Luckily there are only a handful of combat units on each side for you to learn, although Lemon seem to have managed to make even these unbalanced. The biggest, most expensive units are completely overpowering, virtually invulnerable, and have beam weapons that can reduce your mothership to dust faster than you can reload the level. It doesn't help that your mothership is fairly weak and completely defenceless without an escort. Meanwhile the game's tech tree is more of a stunted lawn, with everything available to research from the outset, although you do at least have to choose your priorities as most technological advances are a case of "either, or". For example, do you want fighters to cause more damage to stationary or moving enemies, and would you prefer your miners to move faster or have bigger cargo bays?

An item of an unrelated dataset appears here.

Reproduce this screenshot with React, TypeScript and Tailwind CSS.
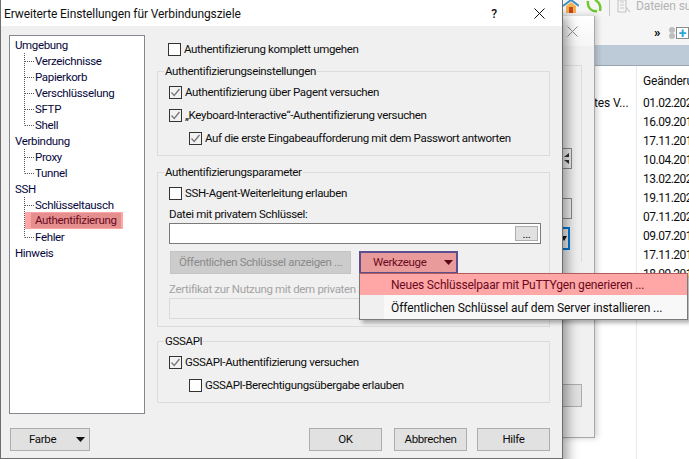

Continuing the trail of despair is the multiplayer support, which is essentially a waste of space. There's no in-game server browser or matchmaking facility, and Project Earth doesn't even support third party browsers like GameSpy, surely the lowest common denominator for multiplayer gaming on the PC these days? Your only option is to find someone else who wants to play online and type in their IP address by hand, which is so 1995. If you actually do find an opponent, or enough mugs willing to play the game at a LAN party, you have a choice of about half a dozen uninspiring and often poorly designed maps with room for between two and eight players. You can play against the computer in skirmish mode, but given the shortcomings of the AI this isn't a particularly entertaining alternative.
Conclusion
Project Earth is without doubt the worst Homeworld clone I have ever had the misfortune to play, falling far short of its potential thanks to some fairly elementary design flaws. There's little tactical depth, unit behaviour controls are almost non-existent, the campaign is tedious and unforgiving, the AI lousy and the multiplayer bodged. Do yourself a favour, if you must have a space strategy game, pick up a budget copy of Homeworld and leave this lemon on the shelf.